Hyperparameter Optimization for SecureBoost via Constrained Multi-Objective Federated Learning
Yan Kang, Ziyao Ren, Lixin Fan, Linghua Yang, Yongxin Tong, Qiang Yang
TL;DR
The paper tackles privacy leakage and suboptimal hyperparameter choices in SecureBoost within vertical federated learning. It introduces Instance Clustering Attack (ICA) to quantify label leakage and two defenses (Local Trees and Purity Threshold) to mitigate it. Building on NSGA-II, the Constrained Multi-Objective SecureBoost (CMOSB) algorithm optimizes three objectives—utility loss $\epsilon_u$, training cost $\epsilon_c$, and privacy leakage $\epsilon_p$—while enforcing constraints to yield Pareto-optimal hyperparameters. Experiments on four datasets show CMOSB outperforms grid search and Bayesian optimization, delivering better trade-offs between privacy, utility, and efficiency, with clear practical implications for trustworthy VFL systems.
Abstract
SecureBoost is a tree-boosting algorithm that leverages homomorphic encryption (HE) to protect data privacy in vertical federated learning. SecureBoost and its variants have been widely adopted in fields such as finance and healthcare.
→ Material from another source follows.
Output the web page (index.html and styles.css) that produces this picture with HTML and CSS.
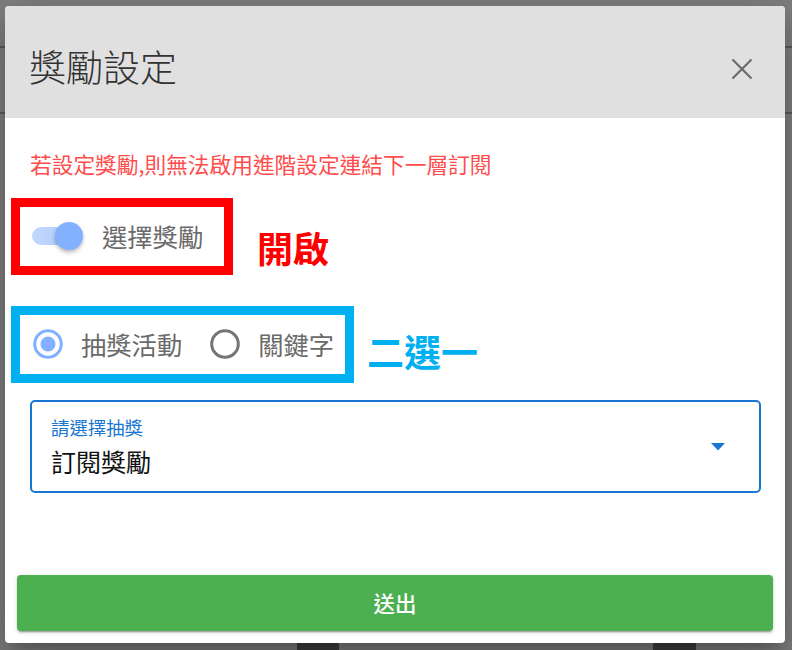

However, the hyperparameters of SecureBoost are typically configured heuristically for optimizing model performance (i.e., utility) solely, assuming that privacy is secured. Our study found that SecureBoost and some of its variants are still vulnerable to label leakage. This vulnerability may lead the current heuristic hyperparameter configuration of SecureBoost to a suboptimal trade-off between utility, privacy, and efficiency, which are pivotal elements toward a trustworthy federated learning system. To address this issue, we propose the Constrained Multi-Objective SecureBoost (CMOSB) algorithm, which aims to approximate Pareto optimal solutions that each solution is a set of hyperparameters achieving an optimal trade-off between utility loss, training cost, and privacy leakage. We design measurements of the three objectives, including a novel label inference attack named instance clustering attack (ICA) to measure the privacy leakage of SecureBoost. Additionally, we provide two countermeasures against ICA. The experimental results demonstrate that the CMOSB yields superior hyperparameters over those optimized by grid search and Bayesian optimization regarding the trade-off between utility loss, training cost, and privacy leakage.